His attorney, Charles Gittins, said McKinney didn’t file suit against his five other accusers because a federal law prohibits lawsuits between current members of the military, although he says they also lied.
“We demonstrated, I believe conclusively, that the women were liars, cheats and frauds,” Gittins said. “We proved it.”
The women, incensed by Gittins’ attacks on them inside and outside of court, told Hoster they would back her, including in court and by raising money for a defense fund, according to her attorney, Susan Barnes.
Barnes insisted that if McKinney pursues the libel case the women will prove their accusations that he pressured them for sex at military conferences, at his office and home.
“In a criminal case, the standard of proof is beyond a reasonable doubt,” said Bernard Corr, a law professor at American University. “In a civil case, you need only prove something with a preponderance of evidence, which is a much lower standard.”
Corr said there are four basic elements to a libel case: whether a defendant said or wrote something defamatory; whether other people heard it; whether it damaged the person who sued; and whether it was the truth.
“In this case, the focus will be on whether the women’s allegations are true,” he said. “If they are, that’s a complete defense.”
Hoster went public with her accusations just over a year ago, giving an interview with The New York Times in a story that received front page play and led to McKinney’s dismissal as sergeant major of the Army. She also talked about her accusations on television talk shows, unlike McKinney’s other accusers, who kept a low profile after coming forward.
The women, who didn’t know each other and hadn’t met until last week when they attended the final days of the six-week trial, said they were bitter about how they were treated on the stand. Defense attorneys laid bare their personal lives, including unplanned pregnancies, and portrayed them as liars out for revenge because of job disputes or other slights.

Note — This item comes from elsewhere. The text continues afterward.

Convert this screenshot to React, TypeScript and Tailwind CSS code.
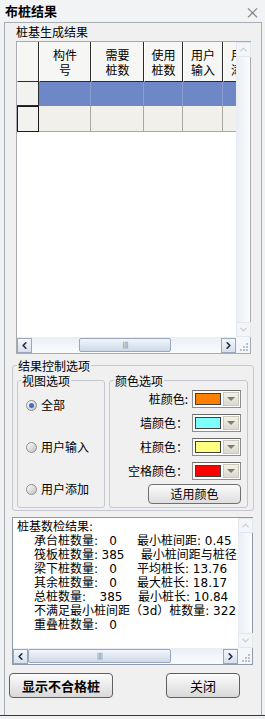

“I know I’m not a liar,” Hoster said Tuesday on NBC’s “Today.” “I now know those other women aren’t liars either and we’re not cheats and we’re not frauds. … The truth is my defense.”
McKinney, 47, had faced a possible five years in prison and a reduction of rank to private on the obstruction of justice conviction for coaching one of is accusers to lie to Army investigators. If the 29-year veteran had been convicted of all counts, he could have gone to prison for up to 55-1/2 years and been dishonorably discharged.